El crimen constitucionalmente organizado recrudece sus acciones antisociales. Asida al fuero que confiere la institucionalidad secuestrada, la delincuencia de pantalón largo y corbata, atrincherada en el curul saldado a pagos diferidos, cocina otra de sus fechorías: a saber, la estocada definitiva al trabajo organizado. Entronizando una política de subsistencia a través del subempleo, la subcontratación, el subsalario, las subprestaciones, la clase política de este país, encabezada por los cárteles de Atlacomulco y del Yunque, discute (sólo como mera formalidad) una reforma laboral, a la que se le endosa la etiqueta de “carácter preferente” (acaso por la urgencia de retribuir prebendas electorales), cuyos vértices son: la instalación de la figura de “subcontratación”, la aprobación del trabajo por temporada, la implementación del pago por hora, el acotamiento de los plazos de huelga; en suma, el desmembramiento de las exiguas conquistas laborales que labraron el camino para la estabilidad política en la era posrevolucionaria.
En la jerga economicista, este criterio que atraviesa a la referida reforma se conoce como “flexibilización” del trabajo; en política, se conoce como “modernización” del marco laboral. Cualquiera que sea la denominación que se prefiera, la actual moción, que entre otras cuestiones se propone cambiar 310 artículos de un total de mil 10 que tiene la Ley Federal del Trabajo, responde a una embestida del capital corporativo que reviste proporciones supranacionales (aunque en México siempre será doblemente nocivo la aplicación de políticas de corte ultraliberal). En España, Grecia, Portugal, sólo por mencionar los casos más frescos, el desempleo o subempleo tienen en condición de asfixia a sus respectivos pueblos. Y no se puede obviar que estos países atravesaron por reformas análogas tan sólo recientemente.
La ecuación que yace en el fondo de esta iniciativa reformista se puede advertir, aunque encriptado, en el discurso oficialista: a saber, reducir costos en el entorno laboral para hacer más competitivo a un país. Sin adornos discursivos, lo anterior significa el abaratamiento de la fuerza de trabajo en provecho del capitalista. No se debe soslayar que la depauperación programada del trabajador es una condición sine qua non para el principio de máxima rentabilidad, quid del capitalismo, máxime en circunstancias de “desaceleración económica” (sic).

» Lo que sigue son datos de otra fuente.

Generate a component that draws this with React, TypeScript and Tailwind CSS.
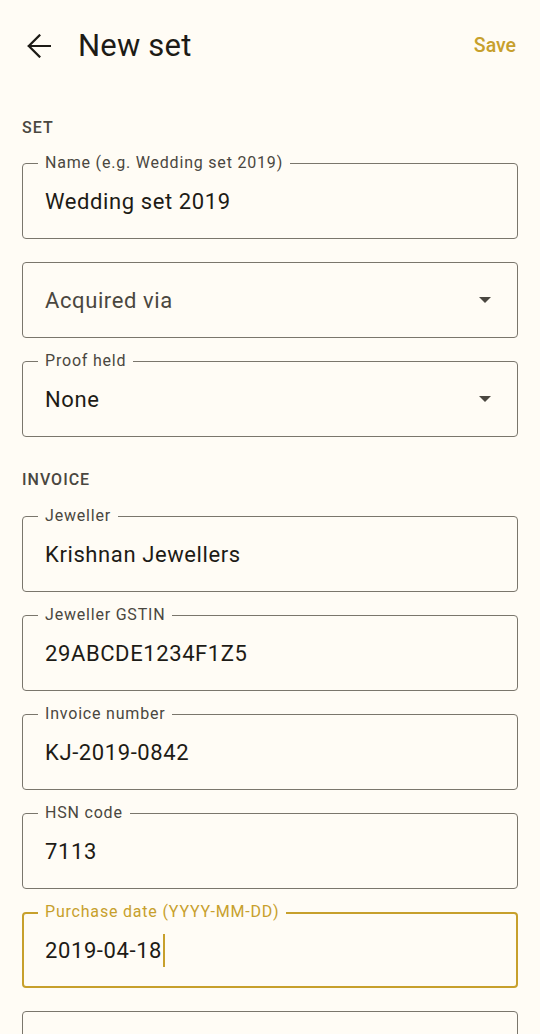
import { useState } from 'react'

const gold = 'text-[#c7a02c]'

function ArrowBack() {
  return (
    <svg width="24" height="24" viewBox="0 0 24 24" className="text-[#1d1b16]">
      <path
        d="M23 12H1.8M12.4 1.4L1.8 12l10.6 10.6"
        fill="none"
        stroke="currentColor"
        strokeWidth="2.2"
        strokeLinecap="square"
      />
    </svg>
  )
}

function Caret() {
  return (
    <svg width="12" height="6" viewBox="0 0 12 6" className="text-[#4a4740]">
      <path d="M0 0h12L6 6z" fill="currentColor" />
    </svg>
  )
}

function SectionLabel({ children }: { children: string }) {
  return (
    <div className="h-5 text-[16px] leading-5 font-medium tracking-[1px] text-[#4a4740]">
      {children}
    </div>
  )
}

type FieldProps = {
  label?: string
  value?: string
  placeholder?: string
  select?: boolean
  focused?: boolean
}

function Field({ label, value, placeholder, select, focused }: FieldProps) {
  return (
    <div
      className={
        focused
          ? 'relative h-[76px] rounded-[4px] border-2 border-[#c7a02c] flex items-center pl-[21px] pr-[25px]'
          : 'relative h-[76px] rounded-[4px] border border-[#7a766c] flex items-center pl-[22px] pr-[26px]'
      }
    >
      {label && (
        <span
          className={
            (focused ? 'left-[14px] -top-[11px] ' + gold : 'left-[15px] -top-[10px] text-[#4a4740]') +
            ' absolute px-[7px] bg-[#fffcf5] text-[16px] leading-[18px] tracking-[0.8px]'
          }
        >
          {label}
        </span>
      )}
      <div className="flex-1 flex items-center text-[22px] tracking-[0.6px]">
        {value ? (
          <span className="text-[#1d1b16]">{value}</span>
        ) : (
          <span className="text-[#4a4740]">{placeholder}</span>
        )}
        {focused && <span className="ml-[1px] w-[2px] h-[33px] bg-[#c7a02c]" />}
      </div>
      {select && <Caret />}
    </div>
  )
}

export default function App() {
  const [saved, setSaved] = useState(false)

  return (
    <div className="min-h-[1034px] h-[1034px] overflow-hidden bg-[#fffcf5] font-['Roboto',sans-serif]">
      {/* Top bar */}
      <div className="h-[92px] flex items-center pl-[27px] pr-[24px]">
        <ArrowBack />
        <h1 className="ml-[27px] flex-1 text-[31px] leading-9 text-[#1d1b16] tracking-[0.2px]">New set</h1>
        <button onClick={() => setSaved(!saved)} className={'text-[19.5px] font-medium ' + gold}>
          Save
        </button>
      </div>

      <div className="px-[22px] pt-[26px]">
        <SectionLabel>SET</SectionLabel>
        <div className="mt-[25px] flex flex-col gap-[23px]">
          <Field label="Name (e.g. Wedding set 2019)" value="Wedding set 2019" />
          <Field placeholder="Acquired via" select />
          <Field label="Proof held" value="None" select />
        </div>

        <div className="mt-[33px]">
          <SectionLabel>INVOICE</SectionLabel>
        </div>
        <div className="mt-[26px] flex flex-col gap-[23px]">
          <Field label="Jeweller" value="Krishnan Jewellers" />
          <Field label="Jeweller GSTIN" value="29ABCDE1234F1Z5" />
          <Field label="Invoice number" value="KJ-2019-0842" />
          <Field label="HSN code" value="7113" />
          <Field label="Purchase date (YYYY-MM-DD)" value="2019-04-18" focused />
          <Field label="" />
        </div>
      </div>
    </div>
  )
}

Todas las políticas del Estado mexicano tienen un destinatario inequívoco: el empresariado nacional e internacional. Aunque podría alegarse que la cuestión es más profunda que esto. El capitalismo en México está orgánicamente entreverado con el concierto de Estados que sostienen este sistema de pretensiones globalizantes irrestrictas. Tiene, en efecto, una suerte de funcionamiento propio, autónomo frente a los operadores. O al menos esta es la idea que subrepticiamente transmiten los gobiernos cuando excusan neutralidad en las decisiones que toman. Esta hipotética neutralidad, que más bien debiera catalogarse como pasividad, se explica en función de una extensísima red de intereses creados (en México se debe incluir a ciertas organizaciones obreras) que no pocas veces impide ver el sesgo parcial, fragmentario y elitista que entrañan las reformas que impulsan gobiernos en todo el mundo.
Si bien es cierto que la tensión entre el capital y el trabajo no ceja nunca, cabe reconocer que en tiempos de crisis programadas e inducidas, esta conflictividad irresoluble se acentúa vigorosamente. En este contexto de intensiva pujanza para conservar e incrementar las tasas de ganancia, la reforma laboral cobra un relieve superlativo: su aprobación supone la adhesión del país a las tendencias más destructivas y socialmente desestabilizadoras del capitalismo tardío.